FlècheCe que j'en pense


La dernière reculade en date du président Donald Trump me donne l'occasion d'évoquer un caprice de la prononciation française, que Thomas résume en ces termes :

« Dans le mot exempt, on ne prononce ni le p ni le t : ègh-zan.
Dans son dérivé exempter, on ne prononce pas le p : ègh-zan-té.
Mais dans exemption, on prononce le p et le t : ègh-zamp-syon. »

Des mots de la même famille qui ont une prononciation différente, voilà un bel exemple d'illogisme s'il en est ! « Il faut donc tenir compte de l'usage et dire avec les gens de bonne compagnie exem(p)ter à côté de exemp'tion », confirme René Georgin dans Jeux de mots (1957).

Cette bizarrerie – qui n'est pas réservée à la seule famille de l'adjectif exempt : que l'on songe, par exemple, à sept (p muet) à côté de septuagénaire (p sonore) – ne date pas d'hier. On en trouve trace dès le XVIIe siècle chez Antoine Oudin : « Exemption suit la mesme reigle [p se prononce aux mots tirez du latin où pt se rencontre], contre celle de son verbe exempter » (Grammaire françoise, 1632), puis dans le Dictionnaire de l'Académie (dès la première édition de 1694) et dans le Littré. Le linguiste tchèque Vladimir Buben, à la suite de Charles Thurot, nous en explique l'origine : « Le p étymologique réintroduit par l'orthographe latinisante est resté muet dans les mots populaires et d'un usage commun » (Influence de l'orthographe sur la prononciation du français moderne, 1935). Il faut croire que exempt, emprunté du latin exemptus (participe passé de eximere « retirer, supprimer »), et son dérivé exempter étaient d'un emploi plus courant dans les siècles passés que exemption, emprunté du latin exemptio « action d'ôter »...
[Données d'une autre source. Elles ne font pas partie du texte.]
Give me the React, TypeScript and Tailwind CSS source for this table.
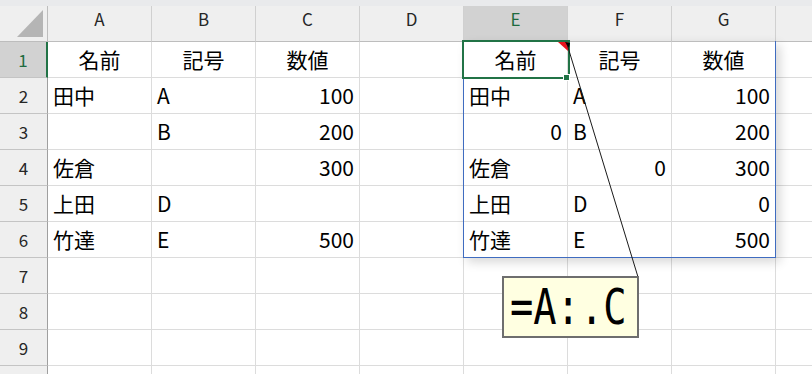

Toujours est-il que des voix s'élevèrent parmi les spécialistes de la langue pour accorder l'orthographe de l'adjectif et du verbe à leur prononciation usuelle :

« Exempter [ou] Exenter » (Odet de La Noue, Le Dictionnaire des rimes françoises, 1596).
« L'Académie écrit ces mots [exemt et exemter] avec un p, en avertissant qu'il ne se prononce pas. Mais puisqu'il ne se prononce point pourquoi l'écrire, sans autre raison que l'usage, qu'on peut et qu'on doit quelquefois faire changer. Il faut le respecter, mais non pas en esclave » (Jean-François Féraud, Dictionnaire critique de la langue française, 1787).
« Dans la première édition [de son Dictionnaire, l'Académie] a écrit domter [...]. On devrait donc écrire ainsi et de même exemter, au lieu de exempter » (Ambroise Firmin Didot, Observations sur l'orthographe française, édition de 1868). (1)

Mais ces graphies sans p, pourtant anciennes, ne réussirent jamais à s'imposer de nouveau, sans doute parce qu'elles désalignaient exemption du reste de la famille lexicale.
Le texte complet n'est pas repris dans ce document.